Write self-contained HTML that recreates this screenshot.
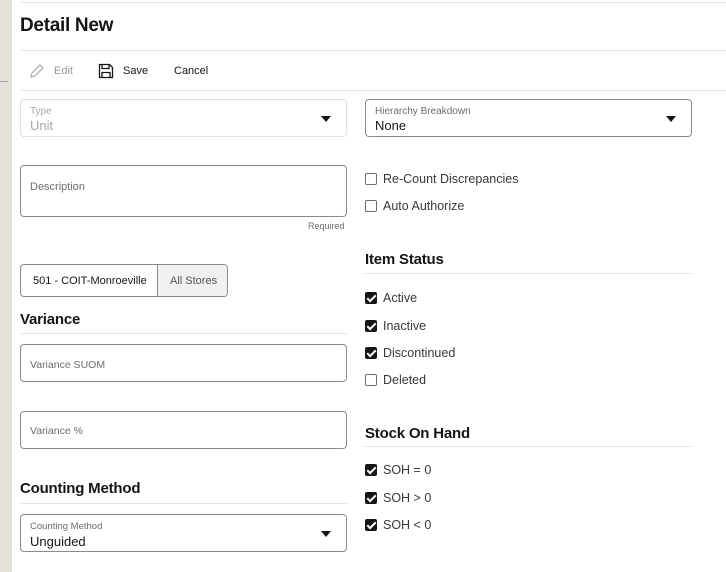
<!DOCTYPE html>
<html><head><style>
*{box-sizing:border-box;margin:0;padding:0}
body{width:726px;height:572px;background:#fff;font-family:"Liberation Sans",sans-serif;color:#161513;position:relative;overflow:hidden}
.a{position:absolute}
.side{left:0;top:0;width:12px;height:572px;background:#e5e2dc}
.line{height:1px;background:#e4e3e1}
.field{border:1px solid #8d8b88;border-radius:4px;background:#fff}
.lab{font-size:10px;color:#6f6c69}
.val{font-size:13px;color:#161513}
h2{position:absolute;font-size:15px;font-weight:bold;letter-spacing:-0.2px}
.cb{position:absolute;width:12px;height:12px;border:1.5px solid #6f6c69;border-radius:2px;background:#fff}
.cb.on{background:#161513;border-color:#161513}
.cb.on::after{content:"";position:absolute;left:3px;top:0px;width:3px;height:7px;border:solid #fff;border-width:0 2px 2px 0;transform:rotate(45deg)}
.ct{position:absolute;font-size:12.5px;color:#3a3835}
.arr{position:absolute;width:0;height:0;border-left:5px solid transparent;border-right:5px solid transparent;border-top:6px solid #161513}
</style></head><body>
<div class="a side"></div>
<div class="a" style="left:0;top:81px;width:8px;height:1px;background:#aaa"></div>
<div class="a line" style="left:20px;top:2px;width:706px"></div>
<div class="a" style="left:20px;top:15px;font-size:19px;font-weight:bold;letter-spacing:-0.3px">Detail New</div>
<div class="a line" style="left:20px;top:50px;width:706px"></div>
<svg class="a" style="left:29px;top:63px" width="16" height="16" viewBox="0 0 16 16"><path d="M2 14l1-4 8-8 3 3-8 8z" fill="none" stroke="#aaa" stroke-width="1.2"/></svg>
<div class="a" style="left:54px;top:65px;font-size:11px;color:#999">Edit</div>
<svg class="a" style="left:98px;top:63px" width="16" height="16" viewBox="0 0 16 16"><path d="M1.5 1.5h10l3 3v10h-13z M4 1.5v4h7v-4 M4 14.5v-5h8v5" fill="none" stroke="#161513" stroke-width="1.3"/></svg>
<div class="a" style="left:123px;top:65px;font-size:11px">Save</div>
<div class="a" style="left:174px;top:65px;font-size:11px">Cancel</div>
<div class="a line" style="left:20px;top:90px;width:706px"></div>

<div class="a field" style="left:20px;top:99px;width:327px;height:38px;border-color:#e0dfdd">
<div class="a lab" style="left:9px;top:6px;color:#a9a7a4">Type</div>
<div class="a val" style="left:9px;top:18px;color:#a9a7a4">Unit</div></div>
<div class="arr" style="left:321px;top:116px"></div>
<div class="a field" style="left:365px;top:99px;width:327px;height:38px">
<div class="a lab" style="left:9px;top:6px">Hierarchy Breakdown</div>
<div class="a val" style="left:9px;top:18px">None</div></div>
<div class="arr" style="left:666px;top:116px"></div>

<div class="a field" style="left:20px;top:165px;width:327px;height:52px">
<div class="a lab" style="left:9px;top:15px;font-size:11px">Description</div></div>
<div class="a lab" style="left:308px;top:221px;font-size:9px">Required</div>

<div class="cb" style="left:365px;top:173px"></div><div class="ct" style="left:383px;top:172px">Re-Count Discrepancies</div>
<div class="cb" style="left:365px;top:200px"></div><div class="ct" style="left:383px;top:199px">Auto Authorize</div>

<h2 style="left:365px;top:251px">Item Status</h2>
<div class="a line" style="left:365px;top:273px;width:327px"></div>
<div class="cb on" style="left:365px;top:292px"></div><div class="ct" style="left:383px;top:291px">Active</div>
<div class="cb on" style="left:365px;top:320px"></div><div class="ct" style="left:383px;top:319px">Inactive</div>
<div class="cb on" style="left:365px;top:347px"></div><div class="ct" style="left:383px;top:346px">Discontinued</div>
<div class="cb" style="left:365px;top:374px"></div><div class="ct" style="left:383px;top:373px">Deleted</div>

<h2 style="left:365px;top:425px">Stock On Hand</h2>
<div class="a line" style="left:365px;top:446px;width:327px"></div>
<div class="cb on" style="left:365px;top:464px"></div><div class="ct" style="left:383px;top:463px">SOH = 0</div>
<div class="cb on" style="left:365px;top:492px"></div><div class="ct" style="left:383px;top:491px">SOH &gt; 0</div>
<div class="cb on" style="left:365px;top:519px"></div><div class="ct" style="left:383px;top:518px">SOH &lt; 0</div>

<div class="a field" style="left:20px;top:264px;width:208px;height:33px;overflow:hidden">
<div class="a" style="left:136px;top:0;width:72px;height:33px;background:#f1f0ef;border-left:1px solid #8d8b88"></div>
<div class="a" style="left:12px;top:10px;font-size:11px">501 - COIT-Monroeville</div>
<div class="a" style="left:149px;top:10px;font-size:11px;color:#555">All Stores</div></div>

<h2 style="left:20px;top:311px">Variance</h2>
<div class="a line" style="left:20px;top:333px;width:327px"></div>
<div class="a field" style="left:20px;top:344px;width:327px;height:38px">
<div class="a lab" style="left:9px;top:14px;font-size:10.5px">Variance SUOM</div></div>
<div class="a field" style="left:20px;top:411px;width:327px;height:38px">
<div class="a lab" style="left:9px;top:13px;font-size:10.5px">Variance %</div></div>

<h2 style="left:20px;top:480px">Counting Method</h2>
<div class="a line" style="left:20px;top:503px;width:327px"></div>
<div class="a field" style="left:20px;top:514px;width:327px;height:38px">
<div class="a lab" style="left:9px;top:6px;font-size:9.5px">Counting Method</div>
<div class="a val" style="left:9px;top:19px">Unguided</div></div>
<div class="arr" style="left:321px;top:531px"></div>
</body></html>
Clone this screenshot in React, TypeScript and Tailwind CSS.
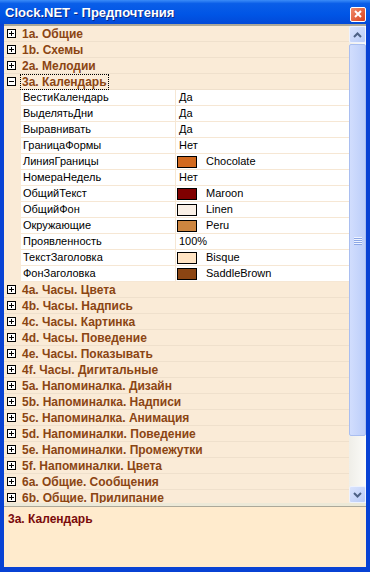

◆ WORK TO BE COMPLETED: Output the material word for word, omitting its pictures.

◆ RESPONSE TO THIS EXERCISE:
Write self-contained HTML that recreates this screenshot.
<!DOCTYPE html>
<html><head><style>
*{box-sizing:border-box;margin:0;padding:0}
body{width:726px;height:572px;background:#fff;font-family:"Liberation Sans",sans-serif;color:#161513;position:relative;overflow:hidden}
.a{position:absolute}
.side{left:0;top:0;width:12px;height:572px;background:#e5e2dc}
.line{height:1px;background:#e4e3e1}
.field{border:1px solid #8d8b88;border-radius:4px;background:#fff}
.lab{font-size:10px;color:#6f6c69}
.val{font-size:13px;color:#161513}
h2{position:absolute;font-size:15px;font-weight:bold;letter-spacing:-0.2px}
.cb{position:absolute;width:12px;height:12px;border:1.5px solid #6f6c69;border-radius:2px;background:#fff}
.cb.on{background:#161513;border-color:#161513}
.cb.on::after{content:"";position:absolute;left:3px;top:0px;width:3px;height:7px;border:solid #fff;border-width:0 2px 2px 0;transform:rotate(45deg)}
.ct{position:absolute;font-size:12.5px;color:#3a3835}
.arr{position:absolute;width:0;height:0;border-left:5px solid transparent;border-right:5px solid transparent;border-top:6px solid #161513}
</style></head><body>
<div class="a side"></div>
<div class="a" style="left:0;top:81px;width:8px;height:1px;background:#aaa"></div>
<div class="a line" style="left:20px;top:2px;width:706px"></div>
<div class="a" style="left:20px;top:15px;font-size:19px;font-weight:bold;letter-spacing:-0.3px">Detail New</div>
<div class="a line" style="left:20px;top:50px;width:706px"></div>
<svg class="a" style="left:29px;top:63px" width="16" height="16" viewBox="0 0 16 16"><path d="M2 14l1-4 8-8 3 3-8 8z" fill="none" stroke="#aaa" stroke-width="1.2"/></svg>
<div class="a" style="left:54px;top:65px;font-size:11px;color:#999">Edit</div>
<svg class="a" style="left:98px;top:63px" width="16" height="16" viewBox="0 0 16 16"><path d="M1.5 1.5h10l3 3v10h-13z M4 1.5v4h7v-4 M4 14.5v-5h8v5" fill="none" stroke="#161513" stroke-width="1.3"/></svg>
<div class="a" style="left:123px;top:65px;font-size:11px">Save</div>
<div class="a" style="left:174px;top:65px;font-size:11px">Cancel</div>
<div class="a line" style="left:20px;top:90px;width:706px"></div>

<div class="a field" style="left:20px;top:99px;width:327px;height:38px;border-color:#e0dfdd">
<div class="a lab" style="left:9px;top:6px;color:#a9a7a4">Type</div>
<div class="a val" style="left:9px;top:18px;color:#a9a7a4">Unit</div></div>
<div class="arr" style="left:321px;top:116px"></div>
<div class="a field" style="left:365px;top:99px;width:327px;height:38px">
<div class="a lab" style="left:9px;top:6px">Hierarchy Breakdown</div>
<div class="a val" style="left:9px;top:18px">None</div></div>
<div class="arr" style="left:666px;top:116px"></div>

<div class="a field" style="left:20px;top:165px;width:327px;height:52px">
<div class="a lab" style="left:9px;top:15px;font-size:11px">Description</div></div>
<div class="a lab" style="left:308px;top:221px;font-size:9px">Required</div>

<div class="cb" style="left:365px;top:173px"></div><div class="ct" style="left:383px;top:172px">Re-Count Discrepancies</div>
<div class="cb" style="left:365px;top:200px"></div><div class="ct" style="left:383px;top:199px">Auto Authorize</div>

<h2 style="left:365px;top:251px">Item Status</h2>
<div class="a line" style="left:365px;top:273px;width:327px"></div>
<div class="cb on" style="left:365px;top:292px"></div><div class="ct" style="left:383px;top:291px">Active</div>
<div class="cb on" style="left:365px;top:320px"></div><div class="ct" style="left:383px;top:319px">Inactive</div>
<div class="cb on" style="left:365px;top:347px"></div><div class="ct" style="left:383px;top:346px">Discontinued</div>
<div class="cb" style="left:365px;top:374px"></div><div class="ct" style="left:383px;top:373px">Deleted</div>

<h2 style="left:365px;top:425px">Stock On Hand</h2>
<div class="a line" style="left:365px;top:446px;width:327px"></div>
<div class="cb on" style="left:365px;top:464px"></div><div class="ct" style="left:383px;top:463px">SOH = 0</div>
<div class="cb on" style="left:365px;top:492px"></div><div class="ct" style="left:383px;top:491px">SOH &gt; 0</div>
<div class="cb on" style="left:365px;top:519px"></div><div class="ct" style="left:383px;top:518px">SOH &lt; 0</div>

<div class="a field" style="left:20px;top:264px;width:208px;height:33px;overflow:hidden">
<div class="a" style="left:136px;top:0;width:72px;height:33px;background:#f1f0ef;border-left:1px solid #8d8b88"></div>
<div class="a" style="left:12px;top:10px;font-size:11px">501 - COIT-Monroeville</div>
<div class="a" style="left:149px;top:10px;font-size:11px;color:#555">All Stores</div></div>

<h2 style="left:20px;top:311px">Variance</h2>
<div class="a line" style="left:20px;top:333px;width:327px"></div>
<div class="a field" style="left:20px;top:344px;width:327px;height:38px">
<div class="a lab" style="left:9px;top:14px;font-size:10.5px">Variance SUOM</div></div>
<div class="a field" style="left:20px;top:411px;width:327px;height:38px">
<div class="a lab" style="left:9px;top:13px;font-size:10.5px">Variance %</div></div>

<h2 style="left:20px;top:480px">Counting Method</h2>
<div class="a line" style="left:20px;top:503px;width:327px"></div>
<div class="a field" style="left:20px;top:514px;width:327px;height:38px">
<div class="a lab" style="left:9px;top:6px;font-size:9.5px">Counting Method</div>
<div class="a val" style="left:9px;top:19px">Unguided</div></div>
<div class="arr" style="left:321px;top:531px"></div>
</body></html>
Clone this screenshot in React, TypeScript and Tailwind CSS.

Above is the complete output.